Wednesday, April 16, 2014

What I'm Learning From Learning How to Drive a Stick Shift


I'm currently driving a 1994 Honda Civic, thanks to some wonderful friends.  I've been driving it for about 3 weeks.  It has a "standard" transmission.  I say that because, all my life, I have driven "automatic" transmissions.  I never had the opportunity or made the time to learn how to drive a "stick."  So, three weeks ago when we received the car, I had to learn how to drive a stick.  It's been fun and sometimes frustrating, but I'm certainly learning a few things from it.  Here's what I'm learning ...
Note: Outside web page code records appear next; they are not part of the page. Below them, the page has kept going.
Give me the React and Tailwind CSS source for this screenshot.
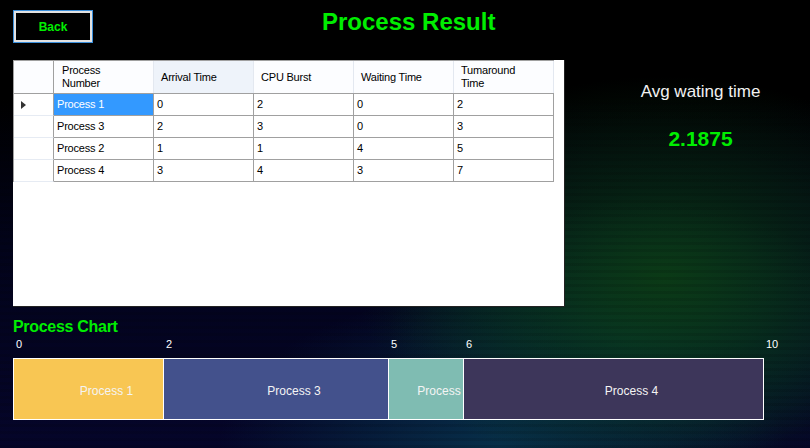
import React from "react";

const rows = [
  ["Process 1", "0", "2", "0", "2"],
  ["Process 3", "2", "3", "0", "3"],
  ["Process 2", "1", "1", "4", "5"],
  ["Process 4", "3", "4", "3", "7"],
];

const segments = [
  { name: "Process 1", w: "w-[150px]", bg: "bg-[#f8c653]" },
  { name: "Process 3", w: "w-[225px]", bg: "bg-[#43518c]" },
  { name: "Process 2", w: "w-[75px]", bg: "bg-[#7fbcb2]" },
  { name: "Process 4", w: "w-[300px]", bg: "bg-[#3d365a]" },
];

const ticks = [
  { t: "0", pos: "left-[3px]" },
  { t: "2", pos: "left-[153px]" },
  { t: "5", pos: "left-[378px]" },
  { t: "6", pos: "left-[453px]" },
  { t: "10", pos: "left-[753px]" },
];

function Grid() {
  return (
    <div className="border-t border-l border-[#a0a0a0] w-[541px] text-[11px] tracking-[-0.2px] text-black">
      <div className="flex h-[33px] border-b border-[#a0a0a0] bg-[#fcfdff]">
        <div className="w-[40px] border-r border-[#a0a0a0]" />
        <div className="w-[100px] border-r border-[#e3e8f0] flex items-center pl-[8px] leading-[13px]">
          Process<br />Number
        </div>
        <div className="w-[100px] border-r border-[#e3e8f0] flex items-center pl-[7px] bg-[#eef3fa]">Arrival Time</div>
        <div className="w-[100px] border-r border-[#e3e8f0] flex items-center pl-[7px]">CPU Burst</div>
        <div className="w-[100px] border-r border-[#e3e8f0] flex items-center pl-[7px]">Waiting Time</div>
        <div className="w-[100px] border-r border-[#e3e8f0] flex items-center pl-[7px] leading-[13px]">
          Tumaround<br />Time
        </div>
      </div>
      {rows.map((r, i) => (
        <div key={i} className="flex h-[22px]">
          <div className="w-[40px] border-r border-[#a0a0a0] border-b border-b-[#e6ebf3] flex items-center pl-[7px]">
            {i === 0 && (
              <svg width="6" height="8" viewBox="0 0 6 8">
                <path d="M0 0 L5 4 L0 8 Z" fill="#333" />
              </svg>
            )}
          </div>
          {r.map((c, j) => (
            <div
              key={j}
              className={
                "w-[100px] border-r border-b border-[#a0a0a0] flex items-center pl-[3px] " +
                (i === 0 && j === 0 ? "bg-[#3399ff] text-white" : "")
              }
            >
              {c}
            </div>
          ))}
        </div>
      ))}
    </div>
  );
}

export default function App() {
  return (
    <div
      className="relative w-[810px] h-[448px] overflow-hidden font-['Liberation_Sans',Arial,sans-serif] bg-[radial-gradient(ellipse_38%_45%_at_82%_62%,#0b3a16_0%,rgba(8,50,20,0.6)_45%,transparent_100%),radial-gradient(ellipse_35%_35%_at_62%_100%,#07304a_0%,transparent_100%),radial-gradient(ellipse_30%_30%_at_78%_75%,#063a3a_0%,transparent_100%),linear-gradient(180deg,#000_0%,#000_22%,#02031a_55%,#05052a_100%)]"
    >
      <div className="absolute inset-0 bg-[repeating-linear-gradient(0deg,rgba(0,0,0,0.1)_0px,rgba(0,0,0,0.1)_3px,transparent_3px,transparent_7px)] pointer-events-none" />
      <div className="relative">
        {/* Header */}
        <div className="flex items-start pt-[10px] pl-[13px]">
          <button className="w-[80px] h-[33px] border border-[#3b8fdb] bg-black flex items-center justify-center p-0">
            <div className="w-full h-full border-2 border-[#e2e2e2] flex items-center justify-center text-[12px] font-bold text-[#00ee00]">
              Back
            </div>
          </button>
          <div className="ml-[229px] mt-[-2px] text-[24px] leading-[28px] font-bold text-[#00ee00]">
            Process Result
          </div>
        </div>

        {/* Main */}
        <div className="flex mt-[17px] pl-[13px]">
          <div className="w-[552px] h-[247px] bg-white border-r border-b border-[#222]">
            <Grid />
          </div>
          <div className="w-[245px] pl-[26px] pt-[22px] flex flex-col items-center">
            <div className="text-[17px] leading-[20px] text-[#f2f2f2]">Avg wating time</div>
            <div className="mt-[25px] text-[21px] leading-[24px] font-bold text-[#00ee00]">2.1875</div>
          </div>
        </div>

        {/* Chart */}
        <div className="pl-[13px] mt-[11px]">
          <div className="text-[16px] leading-[18px] font-bold text-[#00ee00] tracking-[-0.3px]">Process Chart</div>
          <div className="relative h-[13px] mt-[2px] w-[780px] text-[11px] leading-[13px] text-white">
            {ticks.map((k) => (
              <span key={k.t} className={"absolute top-0 " + k.pos}>
                {k.t}
              </span>
            ))}
          </div>
          <div className="mt-[7px] flex h-[62px] border-r border-y border-white w-[751px]">
            {segments.map((s) => (
              <div
                key={s.name}
                className={s.w + " " + s.bg + " h-full border-l border-white overflow-hidden flex items-center justify-center pl-[36px] pt-[4px] shrink-0"}
              >
                <span className="whitespace-nowrap text-[12px] text-[#f4f4f4]">{s.name}</span>
              </div>
            ))}
          </div>
        </div>
      </div>
    </div>
  );
}
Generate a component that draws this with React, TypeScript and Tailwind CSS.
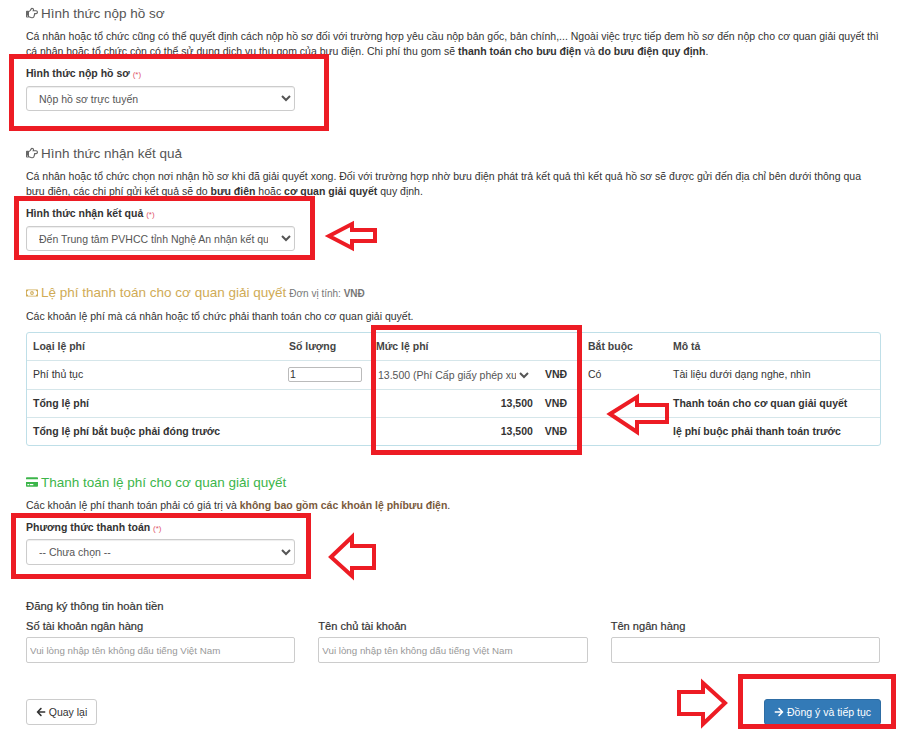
import React from "react";
import { FaRegHandPointRight, FaRegMoneyBillAlt, FaCreditCard, FaArrowLeft, FaArrowRight } from "react-icons/fa";

const RED = "#ed1c24";

function Heading({ icon, children, className = "" }: { icon: React.ReactNode; children: React.ReactNode; className?: string }) {
  return (
    <div className={`flex h-[26px] items-center gap-[3px] text-[13.5px] ${className}`}>
      {icon}
      <span className="whitespace-nowrap">{children}</span>
    </div>
  );
}

function Label({ text, className = "" }: { text: string; className?: string }) {
  return (
    <div className={`h-[15px] text-[10.5px] font-bold leading-[15px] text-[#333] ${className}`}>
      {text} <span className="text-[8px] font-normal text-[#e0556b]">(*)</span>
    </div>
  );
}

function Sel({ text, className = "" }: { text: string; className?: string }) {
  return (
    <select
      defaultValue={text}
      className={`block w-[269px] rounded-[3px] border border-[#ccc] bg-white pl-[8px] pr-[10px] text-[10.5px] text-[#555] shadow-[inset_0_1px_1px_rgba(0,0,0,0.07)] ${className}`}
    >
      <option>{text}</option>
    </select>
  );
}

function Field({ label, placeholder }: { label: string; placeholder?: string }) {
  return (
    <div>
      <div className="h-[15px] text-[11.1px] font-normal leading-[15px] text-[#333] [-webkit-text-stroke:0.2px_#333]">{label}</div>
      <input
        placeholder={placeholder}
        className="mt-[3px] block h-[26px] w-full rounded-[2px] border border-[#ccc] bg-white px-[3px] text-[9.75px] text-[#555] outline-none placeholder:text-[#999]"
      />
    </div>
  );
}

const cell = "border-t border-[#d5e6ea] px-[6px] align-middle";

function Overlay() {
  const rects = [
    [9, 54, 329, 131],
    [14, 196, 315, 260],
    [371, 325, 582, 455],
    [11, 513, 311, 579],
    [738, 674, 896, 729],
  ];
  const arrows = [
    "329,236 352,224 352,230 375,230 375,241 352,241 352,248",
    "610,414 637,397 637,405 667,405 667,422 637,422 637,432",
    "331,557 352,537 352,546 374,546 374,568 352,568 352,576",
    "725,703 703,683 703,692 679,692 679,714 703,714 703,724",
  ];
  return (
    <svg className="pointer-events-none absolute left-0 top-0" width="913" height="733" viewBox="0 0 913 733" fill="none">
      {rects.map(([a, b, c, d], i) => (
        <rect key={i} x={a + 2.5} y={b + 2.5} width={c - a - 5} height={d - b - 5} stroke={RED} strokeWidth="5" />
      ))}
      {arrows.map((p, i) => (
        <polygon key={i} points={p} stroke={RED} strokeWidth="4" strokeLinejoin="miter" />
      ))}
    </svg>
  );
}

export default function App() {
  const hand = <FaRegHandPointRight className="h-[12px] w-[12px] text-[#666]" />;
  return (
    <div className="relative h-[733px] w-[913px] overflow-hidden bg-white pl-[26px] pr-[32px] font-['Liberation_Sans',Arial,sans-serif] text-[10.5px] leading-[15px] text-[#333]">
      <section>
        <Heading icon={hand} className="text-[#555]">Hình thức nộp hồ sơ</Heading>
        <p className="mt-[3px] whitespace-nowrap">
          Cá nhân hoặc tổ chức cũng có thể quyết định cách nộp hồ sơ đối với trường hợp yêu cầu nộp bản gốc, bản chính,... Ngoài việc trực tiếp đem hồ sơ đến nộp cho cơ quan giải quyết thì
          <br />
          cá nhân hoặc tổ chức còn có thể sử dụng dịch vụ thu gom của bưu điện. Chi phí thu gom sẽ <b>thanh toán cho bưu điện</b> và <b>do bưu điện quy định</b>.
        </p>
        <Label text="Hình thức nộp hồ sơ" className="mt-[7px]" />
        <Sel text="Nộp hồ sơ trực tuyến" className="mt-[5px] h-[25px]" />
      </section>

      <section className="mt-[29px]">
        <Heading icon={hand} className="text-[#555]">Hình thức nhận kết quả</Heading>
        <p className="mt-[3px] whitespace-nowrap">
          Cá nhân hoặc tổ chức chọn nơi nhận hồ sơ khi đã giải quyết xong. Đối với trường hợp nhờ bưu điện phát trả kết quả thì kết quả hồ sơ sẽ được gửi đến địa chỉ bên dưới thông qua
          <br />
          bưu điện, các chi phí gửi kết quả sẽ do <b>bưu điện</b> hoặc <b>cơ quan giải quyết</b> quy định.
        </p>
        <Label text="Hình thức nhận kết quả" className="mt-[7px]" />
        <Sel text="Đến Trung tâm PVHCC tỉnh Nghệ An nhận kết quả" className="mt-[5px] h-[25px]" />
      </section>

      <section className="mt-[29px]">
        <Heading icon={<FaRegMoneyBillAlt className="h-[12px] w-[12px] text-[#d0ab55]" />} className="text-[#d0ab55]">
          Lệ phí thanh toán cho cơ quan giải quyết
          <span className="ml-[3px] text-[10px] text-[#777]">
            Đơn vị tính: <b>VNĐ</b>
          </span>
        </Heading>
        <p className="mt-[3px]">Các khoản lệ phí mà cá nhân hoặc tổ chức phải thanh toán cho cơ quan giải quyết.</p>
        <div className="mt-[8px] w-[855px] overflow-hidden rounded-[3px] border border-[#bfdfe8]">
          <table className="w-full table-fixed border-collapse text-[10.5px] leading-[15px]">
            <colgroup>
              <col className="w-[256px]" />
              <col className="w-[87px]" />
              <col className="w-[212px]" />
              <col className="w-[85px]" />
              <col />
            </colgroup>
            <tbody>
              <tr className="h-[27px] font-bold text-[#444]">
                <td className="px-[6px]">Loại lệ phí</td>
                <td className="px-[6px]">Số lượng</td>
                <td className="px-[6px]">Mức lệ phí</td>
                <td className="px-[6px]">Bắt buộc</td>
                <td className="px-[6px]">Mô tả</td>
              </tr>
              <tr className="h-[29px]">
                <td className={cell}>Phí thủ tục</td>
                <td className={cell}>
                  <input defaultValue="1" className="-ml-[1px] block h-[15px] w-[74px] rounded-[2px] border border-[#bbb] px-[1px] text-[10.5px] text-[#333] outline-none" />
                </td>
                <td className={cell}>
                  <div className="flex items-center">
                    <select className="-ml-[2px] w-[158px] border-0 bg-white pl-0 text-[10.5px] text-[#555] outline-none">
                      <option>13.500 (Phí Cấp giấy phép xuất bản)</option>
                    </select>
                    <b className="ml-[13px]">VNĐ</b>
                  </div>
                </td>
                <td className={cell}>Có</td>
                <td className={cell}>Tài liệu dưới dạng nghe, nhìn</td>
              </tr>
              <tr className="h-[28px] font-bold">
                <td className={cell}>Tổng lệ phí</td>
                <td className={cell}></td>
                <td className={cell}>
                  <div className="flex justify-end pr-[9px]">
                    13,500<span className="ml-[12px]">VNĐ</span>
                  </div>
                </td>
                <td className={cell}></td>
                <td className={cell}>Thanh toán cho cơ quan giải quyết</td>
              </tr>
              <tr className="h-[28px] font-bold">
                <td className={cell}>Tổng lệ phí bắt buộc phải đóng trước</td>
                <td className={cell}></td>
                <td className={cell}>
                  <div className="flex justify-end pr-[9px]">
                    13,500<span className="ml-[12px]">VNĐ</span>
                  </div>
                </td>
                <td className={cell}></td>
                <td className={cell}>lệ phí buộc phải thanh toán trước</td>
              </tr>
            </tbody>
          </table>
        </div>
      </section>

      <section className="mt-[23px]">
        <Heading icon={<FaCreditCard className="h-[12px] w-[12px] text-[#3cb54a]" />} className="text-[#3cb54a]">
          Thanh toán lệ phí cho cơ quan giải quyết
        </Heading>
        <p className="mt-[3px]">
          Các khoản lệ phí thanh toán phải có giá trị và <b className="text-[#7a5a3c]">không bao gồm các khoản lệ phíbưu điện</b>.
        </p>
        <Label text="Phương thức thanh toán" className="mt-[7px]" />
        <Sel text="-- Chưa chọn --" className="mt-[4px] h-[26px]" />
      </section>

      <section className="mt-[34px]">
        <div className="h-[15px] text-[11.3px] leading-[15px] [-webkit-text-stroke:0.2px_#333]">Đăng ký thông tin hoàn tiền</div>
        <div className="mt-[5px] grid w-[854px] grid-cols-3 gap-[23px]">
          <Field label="Số tài khoản ngân hàng" placeholder="Vui lòng nhập tên không dấu tiếng Việt Nam" />
          <Field label="Tên chủ tài khoản" placeholder="Vui lòng nhập tên không dấu tiếng Việt Nam" />
          <Field label="Tên ngân hàng" />
        </div>
      </section>

      <div className="mt-[36px] flex w-[855px] items-start justify-between">
        <button className="flex h-[26px] w-[71px] items-center justify-center gap-[3px] rounded-[3px] border border-[#ccc] bg-white text-[10.5px] text-[#333]">
          <FaArrowLeft className="h-[10px] w-[10px]" />
          Quay lại
        </button>
        <button className="flex h-[26px] w-[117px] items-center justify-center gap-[3px] rounded-[3px] border border-[#2e6da4] bg-[#337ab7] text-[10.5px] text-white">
          <FaArrowRight className="h-[10px] w-[10px]" />
          Đồng ý và tiếp tục
        </button>
      </div>

      <Overlay />
    </div>
  );
}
  • You're never to old to learn something new.  Learning new things keeps our minds fresh, helps us tackle new obstacles, and keeps life interesting. Question:  Are you allowing yourself to learn new things?  Is there something you've always wanted to try, but have never made the time to do it?  What is keeping you from setting a goal and saying "This will be the year I try ___________________________."
  • If you stall, you have to start back up.  The thing about learning how to drive a stick is that it takes some time to get the hang of working the clutch and the gas together.  During that process, I have "stalled" the car many times.  But, if I want to get to where I'm going, I have to start the car back up and try it again.  If I don't, I'll just sit there ... well ... stalled.  This reminds me of the fact that I sometimes stall in life.  I want to be a person of character, I have goals I want to reach, I have things I want to accomplish.  In that process, though, I have "stalled" many times.  When I stall, I have to decide to start back up again because if I don't, I'll never get to where I want to be.  Question:  Have you become discouraged because you've "stalled" somewhere in life? Stalling happens.  It's part of the journey.  But, don't stay there.  Start back up and trust God to complete His good work in you. (Philippians 1:6)
  • Some people are very patient.  Some are very impatient.  It's been such a humbling process learning how to drive a stick.  I have stalled out with many cars behind me at different times.  It's really given me a totally different perspective on being behind someone on the road.  With cars piling up behind me, some people have been very kind and patient.  Others have laid on the horn and let me know that I am completely ruining their day by holding them up an extra 10 seconds.  Seriously!  If a 10 second wait is going to mess up a person's day, they may be packing a few too many things in to their schedule and are wound up a bit too tight.  But, this has helped me learn to be a bit more patient with the people I get behind who may be holding me up.  It's helped show me that I can be incredibly impatient at times, especially on the road.  It's certainly not something I'm proud of.  Question:  We can often be more patient with circumstances than people.  Is there a person in your life or a type of person in your life you need to demonstrate more patience toward?  Are you willing to ask the Holy Spirit to give you "love, joy, peace, and patience?"  (Galatians 5:22 - 23)
  • I mess up when I try to go too fast.  Some people have driven a stick a long time and it's just second nature to them.  I'm still in the beginning stages and so I have to be a little more deliberate with everything.  It's not quite second nature yet.  When I take my time and focus and don't go too fast between the clutch and gas, I usually do OK.  When I try to go faster than I'm capable of at this time, I typically stall or jerk until my head looks like a bobble head in the driver's seat.  This reminds me of something John Wooden once said:  "Be quick but don't hurry."  Question:  How's the pace of your life?  Are you moving too fast?  Are you in such a hurry that you're messing up your relationships and what is most important?
  • Sometimes I worry too much about other people.  This happened to me this morning while I was driving.  I had to pull out quickly in to traffic (refer above) and there were a lot of people around.  I started telling myself "I need to do this fast and not stall because there are a lot of people on the road right now."  Anyway, the more I told myself not too stall because of all the people around, the more I began to think about stalling and, wouldn't you know it ... I stalled ... and stalled ... and stalled again.  And, then stalled one more time to top it off.  I got flustered and kept on thinking, "I can't imagine what these people are thinking right now!"  The more I concerned myself with what the other people were thinking, the more flustered and rushed I became and the more stalling I did.  Question:  Do you consistently worry about the approval of others?  Do you feel insecure and what does your insecurity lead you to do?
It's been a fun process for me and I'm definitely learning more than just how to drive a stick.